The clash between Stupak and Burgess heated up to the point where Burgess insisted on reading a statement defending Coburn - and Stupak muted Burgess's microphone. Off mike, the two continued their disagreement.

There was also drama at the witness table. Orland Bethel, President of Hillandale Farms of Iowa which produced eggs linked to the salmonella poisonings, declined to offer an opening statement and invoked his fifth amendment rights to avoid answering any questions in the hearing. In contrast, Wright County Egg owner Austin “Jack” DeCoster and his son Peter DeCoster began their testimony by offering their apologies “to everyone who may have been sickened by eating our eggs.” Jack DeCoster added that “I pray several times each day for all of them and for their improved health.”

Testifying in the House salmonella hearing Wednesday, L to R, Duane Mangskau of Hillandale Farms,
Peter DeCoster and his father Austin “Jack” DeCoster of Wright County Egg. Photo: Agri-Pulse.

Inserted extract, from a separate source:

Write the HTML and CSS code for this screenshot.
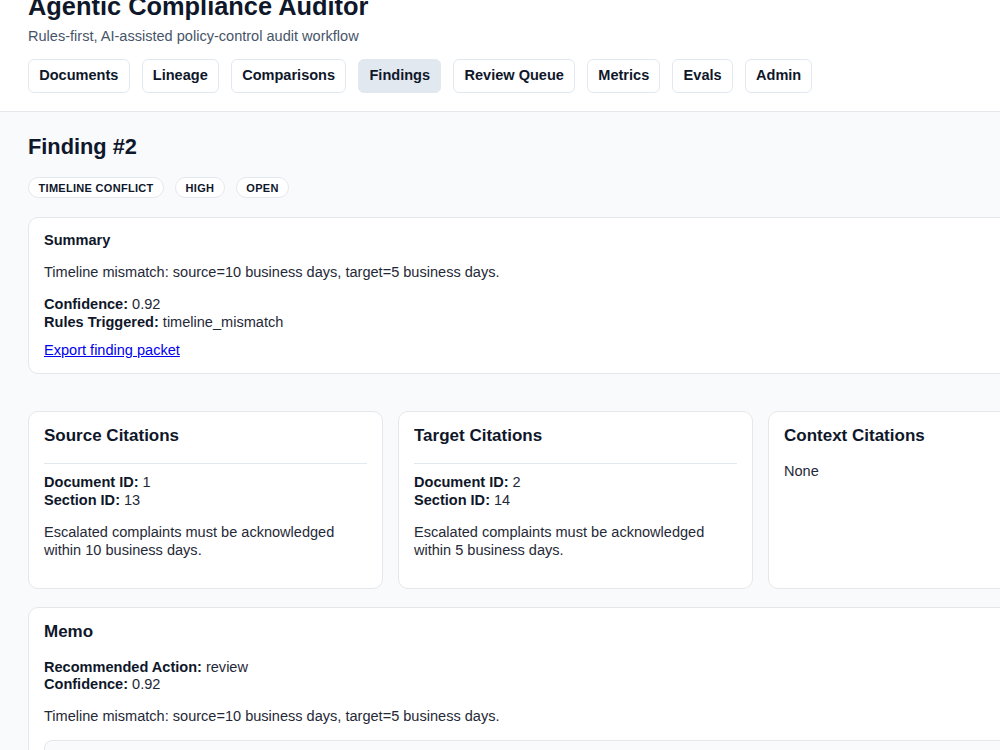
FILE: index.html
```html
<!DOCTYPE html>
<html lang="en">
<head>
<meta charset="utf-8">
<title>Agentic Compliance Auditor</title>
<link rel="stylesheet" href="styles.css">
</head>
<body>
<div class="page">
  <header class="app-header">
    <h1 class="app-title">Agentic Compliance Auditor</h1>
    <p class="app-subtitle">Rules-first, AI-assisted policy-control audit workflow</p>
    <nav class="tabs">
      <a class="tab" href="#">Documents</a>
      <a class="tab" href="#">Lineage</a>
      <a class="tab" href="#">Comparisons</a>
      <a class="tab tab-active" href="#">Findings</a>
      <a class="tab" href="#">Review Queue</a>
      <a class="tab" href="#">Metrics</a>
      <a class="tab" href="#">Evals</a>
      <a class="tab" href="#">Admin</a>
    </nav>
  </header>

  <main class="content">
    <h2 class="finding-title">Finding #2</h2>
    <div class="tags">
      <span class="tag">Timeline conflict</span>
      <span class="tag">High</span>
      <span class="tag">Open</span>
    </div>

    <section class="card summary-card">
      <h4 class="card-label">Summary</h4>
      <p class="text">Timeline mismatch: source=10 business days, target=5 business days.</p>
      <p class="text kv"><strong>Confidence:</strong> 0.92<br><strong>Rules Triggered:</strong> timeline_mismatch</p>
      <p class="text export"><a href="#" class="link">Export finding packet</a></p>
    </section>

    <div class="citations">
      <section class="card">
        <h3 class="card-title">Source Citations</h3>
        <div class="citation">
          <hr class="divider">
          <p class="text kv"><strong>Document ID:</strong> 1<br><strong>Section ID:</strong> 13</p>
          <p class="text">Escalated complaints must be acknowledged within 10 business days.</p>
        </div>
      </section>
      <section class="card">
        <h3 class="card-title">Target Citations</h3>
        <div class="citation">
          <hr class="divider">
          <p class="text kv"><strong>Document ID:</strong> 2<br><strong>Section ID:</strong> 14</p>
          <p class="text">Escalated complaints must be acknowledged within 5 business days.</p>
        </div>
      </section>
      <section class="card">
        <h3 class="card-title">Context Citations</h3>
        <p class="text">None</p>
      </section>
    </div>

    <section class="card memo-card">
      <h3 class="card-title">Memo</h3>
      <p class="text kv"><strong>Recommended Action:</strong> review<br><strong>Confidence:</strong> 0.92</p>
      <p class="text">Timeline mismatch: source=10 business days, target=5 business days.</p>
      <pre class="memo-body">Finding: Timeline mismatch between source and target policy.
Source requires acknowledgement within 10 business days.
Target requires acknowledgement within 5 business days.</pre>
    </section>
  </main>
</div>
</body>
</html>
```

FILE: styles.css
```css
html, body {
  margin: 0;
  padding: 0;
}

body {
  background: #f8fafc;
  color: #1f2937;
  font-family: "Liberation Sans", Arial, sans-serif;
  font-size: 14.56px;
  line-height: 1.2;
}

.page {
  min-width: 1151px;
}

.app-header {
  background: #ffffff;
  border-bottom: 1px solid #e5e7eb;
  padding: 0 28px 18px;
}

.app-title {
  margin: -8px 0 7px;
  font-size: 25.4px;
  line-height: normal;
  font-weight: 700;
  color: #0f172a;
}

.app-subtitle {
  margin: 0 0 14px;
  color: #475569;
  font-size: 14.56px;
}

.tabs {
  display: flex;
  gap: 12px;
}

.tab {
  display: inline-block;
  padding: 7px 10.2px;
  border: 1px solid #e2e8f0;
  border-radius: 6px;
  background: #ffffff;
  color: #0f172a;
  font-weight: 700;
  text-decoration: none;
  line-height: 17.4px;
}

.tab-active {
  background: #e2e8f0;
}

.content {
  padding: 22px 28px 20px;
  width: 1095px;
}

.finding-title {
  margin: 0 0 17.5px;
  font-size: 21.8px;
  line-height: normal;
  color: #0f172a;
}

.tags {
  display: flex;
  gap: 11px;
  margin-bottom: 19px;
}

.tag {
  display: inline-block;
  padding: 3.5px 9.5px;
  border: 1px solid #e2e8f0;
  border-radius: 999px;
  background: #ffffff;
  color: #0f172a;
  font-size: 11px;
  font-weight: 700;
  letter-spacing: 0.3px;
  text-transform: uppercase;
  line-height: normal;
}

.card {
  background: #ffffff;
  border: 1px solid #e5e7eb;
  border-radius: 10px;
  padding: 14px 15px;
}

.summary-card {
  margin-bottom: 37px;
}

.card-label {
  margin: 0 0 14.5px;
  font-size: 14.56px;
  color: #0f172a;
}

.card-title {
  margin: 0 0 17px;
  font-size: 17px;
  line-height: normal;
  color: #0f172a;
}

.text {
  margin: 0 0 14.5px;
  line-height: 17.6px;
}

.text strong {
  color: #0f172a;
}

.export {
  margin: -4.5px 0 0;
}

.link {
  color: #0000ee;
  text-decoration: underline;
}

.citations {
  display: grid;
  grid-template-columns: repeat(3, 1fr);
  gap: 15px;
  margin-bottom: 18px;
}

.divider {
  border: 0;
  border-top: 1px solid #e2e8f0;
  margin: 0 0 10px;
}

.memo-body {
  margin: 0;
  padding: 14px;
  background: #f8fafc;
  border: 1px solid #e5e7eb;
  border-radius: 8px;
  font-family: "Liberation Mono", monospace;
  font-size: 13px;
  white-space: pre-wrap;
}
```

Adding to the drama, Democrats used photos showing rodents, dead chicken carcasses and overflowing manure pits along with newspaper headlines and scathing Food & Drug Administration post-poisoning inspection reports to highlight the “appalling conditions” at the DeCoster eggs farms in Iowa. Democrats also reeled off lists of decades of DeCoster violations which in some cases resulted in DeCoster facilities being heavily fined or closed down.

Jack and Peter DeCoster responded to all questions, admitting fault in many cases and in others saying that a large-volume egg operation naturally will run into some problems. In one case, Peter DeCoster blamed a local co-op for being behind schedule in removing manure which the co-op spreads as fertilizer. Jack DeCoster offered this explanation: “we were big before we started adopting sophisticated procedures to be sure we met all of the government requirements. While we were big, but still acting like we were small, we got into trouble with government requirements several times. I am sorry for those failings. I accept responsibility for those mistakes in our operations.”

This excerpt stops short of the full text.